Job: From the entries below, gather each line containing the word "this".

Supplied data:
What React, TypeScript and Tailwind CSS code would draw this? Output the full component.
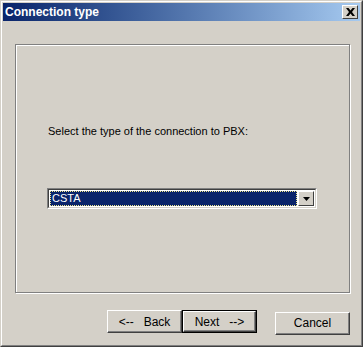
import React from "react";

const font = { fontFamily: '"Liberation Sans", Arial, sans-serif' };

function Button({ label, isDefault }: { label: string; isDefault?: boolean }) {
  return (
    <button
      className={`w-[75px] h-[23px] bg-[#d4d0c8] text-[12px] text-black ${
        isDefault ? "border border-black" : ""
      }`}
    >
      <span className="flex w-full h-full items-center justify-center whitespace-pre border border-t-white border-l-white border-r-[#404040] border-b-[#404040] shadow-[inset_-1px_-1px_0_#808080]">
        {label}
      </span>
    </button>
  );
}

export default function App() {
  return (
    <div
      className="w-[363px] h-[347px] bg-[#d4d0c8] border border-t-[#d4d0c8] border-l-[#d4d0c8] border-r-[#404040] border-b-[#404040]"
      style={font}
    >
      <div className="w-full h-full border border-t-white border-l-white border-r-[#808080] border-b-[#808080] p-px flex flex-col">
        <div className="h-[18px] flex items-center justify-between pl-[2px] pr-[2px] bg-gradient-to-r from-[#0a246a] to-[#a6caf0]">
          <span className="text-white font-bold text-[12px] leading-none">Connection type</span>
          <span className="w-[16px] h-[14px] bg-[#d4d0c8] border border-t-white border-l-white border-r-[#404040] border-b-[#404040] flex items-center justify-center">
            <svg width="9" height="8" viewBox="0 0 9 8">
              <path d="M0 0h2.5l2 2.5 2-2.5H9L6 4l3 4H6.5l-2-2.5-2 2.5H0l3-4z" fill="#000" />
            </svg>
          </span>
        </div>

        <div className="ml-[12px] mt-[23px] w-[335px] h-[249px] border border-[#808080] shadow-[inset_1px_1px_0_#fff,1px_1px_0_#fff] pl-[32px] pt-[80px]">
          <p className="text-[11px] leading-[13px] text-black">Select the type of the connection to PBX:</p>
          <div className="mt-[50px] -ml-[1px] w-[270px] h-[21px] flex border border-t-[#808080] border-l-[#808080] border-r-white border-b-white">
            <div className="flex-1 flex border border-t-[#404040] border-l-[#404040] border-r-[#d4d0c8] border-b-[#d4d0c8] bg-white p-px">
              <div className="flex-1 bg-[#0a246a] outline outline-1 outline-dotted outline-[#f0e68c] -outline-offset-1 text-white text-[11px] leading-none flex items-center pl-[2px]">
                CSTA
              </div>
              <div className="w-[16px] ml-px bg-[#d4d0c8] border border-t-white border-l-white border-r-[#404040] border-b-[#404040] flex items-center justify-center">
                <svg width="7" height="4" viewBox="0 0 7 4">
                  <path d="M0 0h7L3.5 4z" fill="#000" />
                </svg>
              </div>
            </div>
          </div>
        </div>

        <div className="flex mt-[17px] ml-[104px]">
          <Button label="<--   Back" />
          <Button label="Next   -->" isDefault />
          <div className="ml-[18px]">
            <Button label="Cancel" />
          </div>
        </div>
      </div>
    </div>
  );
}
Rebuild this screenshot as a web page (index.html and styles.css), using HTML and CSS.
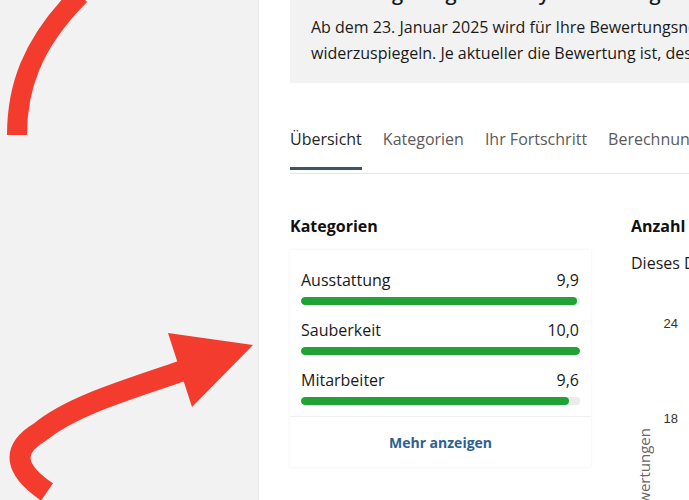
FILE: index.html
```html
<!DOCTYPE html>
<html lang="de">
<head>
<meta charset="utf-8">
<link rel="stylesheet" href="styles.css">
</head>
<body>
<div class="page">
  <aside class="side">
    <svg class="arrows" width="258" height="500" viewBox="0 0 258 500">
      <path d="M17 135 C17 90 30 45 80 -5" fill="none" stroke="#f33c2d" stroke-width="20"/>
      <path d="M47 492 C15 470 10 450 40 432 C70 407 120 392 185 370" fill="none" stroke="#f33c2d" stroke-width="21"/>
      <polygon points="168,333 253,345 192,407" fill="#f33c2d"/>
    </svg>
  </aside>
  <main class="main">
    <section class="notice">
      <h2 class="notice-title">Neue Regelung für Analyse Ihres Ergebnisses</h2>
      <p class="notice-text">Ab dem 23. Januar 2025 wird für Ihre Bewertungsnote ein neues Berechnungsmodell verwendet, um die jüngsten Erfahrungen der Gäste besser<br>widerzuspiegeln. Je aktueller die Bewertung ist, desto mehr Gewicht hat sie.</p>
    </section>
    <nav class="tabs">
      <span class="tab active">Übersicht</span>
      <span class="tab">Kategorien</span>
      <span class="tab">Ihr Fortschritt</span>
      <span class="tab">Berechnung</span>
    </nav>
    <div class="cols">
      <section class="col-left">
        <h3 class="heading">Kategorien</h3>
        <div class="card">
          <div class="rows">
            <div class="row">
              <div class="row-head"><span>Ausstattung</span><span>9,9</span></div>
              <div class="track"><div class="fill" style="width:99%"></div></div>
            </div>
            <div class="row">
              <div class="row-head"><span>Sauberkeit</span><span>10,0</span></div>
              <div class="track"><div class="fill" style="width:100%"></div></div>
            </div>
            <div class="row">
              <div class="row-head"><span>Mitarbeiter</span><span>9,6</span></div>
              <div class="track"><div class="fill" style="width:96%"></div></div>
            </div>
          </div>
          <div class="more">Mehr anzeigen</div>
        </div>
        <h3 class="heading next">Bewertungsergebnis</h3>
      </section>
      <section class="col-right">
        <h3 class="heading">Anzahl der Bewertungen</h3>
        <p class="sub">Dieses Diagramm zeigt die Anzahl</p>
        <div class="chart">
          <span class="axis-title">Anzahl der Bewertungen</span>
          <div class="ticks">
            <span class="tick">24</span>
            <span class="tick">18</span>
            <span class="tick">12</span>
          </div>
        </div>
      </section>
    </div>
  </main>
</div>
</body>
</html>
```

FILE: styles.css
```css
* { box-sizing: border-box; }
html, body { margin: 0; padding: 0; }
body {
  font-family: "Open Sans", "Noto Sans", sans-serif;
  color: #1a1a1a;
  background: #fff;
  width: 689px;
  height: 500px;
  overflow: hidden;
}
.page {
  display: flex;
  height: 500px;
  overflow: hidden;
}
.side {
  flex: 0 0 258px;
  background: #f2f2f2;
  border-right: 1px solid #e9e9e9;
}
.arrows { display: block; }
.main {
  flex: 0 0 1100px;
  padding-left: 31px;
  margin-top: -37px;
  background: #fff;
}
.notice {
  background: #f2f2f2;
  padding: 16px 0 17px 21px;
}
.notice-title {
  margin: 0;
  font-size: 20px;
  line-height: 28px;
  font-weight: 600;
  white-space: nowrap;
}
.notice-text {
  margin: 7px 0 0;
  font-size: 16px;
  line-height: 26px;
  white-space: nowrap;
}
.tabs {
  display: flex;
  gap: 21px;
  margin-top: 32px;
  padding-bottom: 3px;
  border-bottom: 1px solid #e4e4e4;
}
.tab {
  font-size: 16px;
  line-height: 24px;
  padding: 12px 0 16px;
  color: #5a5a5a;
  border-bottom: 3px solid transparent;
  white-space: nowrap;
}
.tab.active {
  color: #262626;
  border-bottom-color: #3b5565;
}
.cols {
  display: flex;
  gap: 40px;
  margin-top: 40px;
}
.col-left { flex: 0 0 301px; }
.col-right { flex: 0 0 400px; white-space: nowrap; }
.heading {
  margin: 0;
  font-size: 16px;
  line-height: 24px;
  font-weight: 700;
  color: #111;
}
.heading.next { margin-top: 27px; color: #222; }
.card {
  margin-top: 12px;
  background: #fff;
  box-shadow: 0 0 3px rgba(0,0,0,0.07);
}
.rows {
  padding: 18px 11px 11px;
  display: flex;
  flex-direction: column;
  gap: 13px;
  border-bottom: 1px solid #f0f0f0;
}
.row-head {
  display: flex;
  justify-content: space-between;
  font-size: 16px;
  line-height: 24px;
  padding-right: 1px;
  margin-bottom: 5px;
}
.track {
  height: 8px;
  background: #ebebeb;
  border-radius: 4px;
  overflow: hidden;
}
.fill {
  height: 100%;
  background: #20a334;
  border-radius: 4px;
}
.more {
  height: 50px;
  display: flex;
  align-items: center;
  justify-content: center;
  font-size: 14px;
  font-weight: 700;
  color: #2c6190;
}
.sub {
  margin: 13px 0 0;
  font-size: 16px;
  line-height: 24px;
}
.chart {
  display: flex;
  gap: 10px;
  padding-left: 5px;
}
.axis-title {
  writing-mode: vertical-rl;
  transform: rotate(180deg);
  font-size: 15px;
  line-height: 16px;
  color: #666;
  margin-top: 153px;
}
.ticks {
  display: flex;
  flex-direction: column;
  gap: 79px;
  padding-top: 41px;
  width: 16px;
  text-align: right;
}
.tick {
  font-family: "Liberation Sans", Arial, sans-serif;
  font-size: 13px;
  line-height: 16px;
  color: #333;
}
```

Exercise answer:
What React, TypeScript and Tailwind CSS code would draw this? Output the full component.
Rebuild this screenshot as a web page (index.html and styles.css), using HTML and CSS.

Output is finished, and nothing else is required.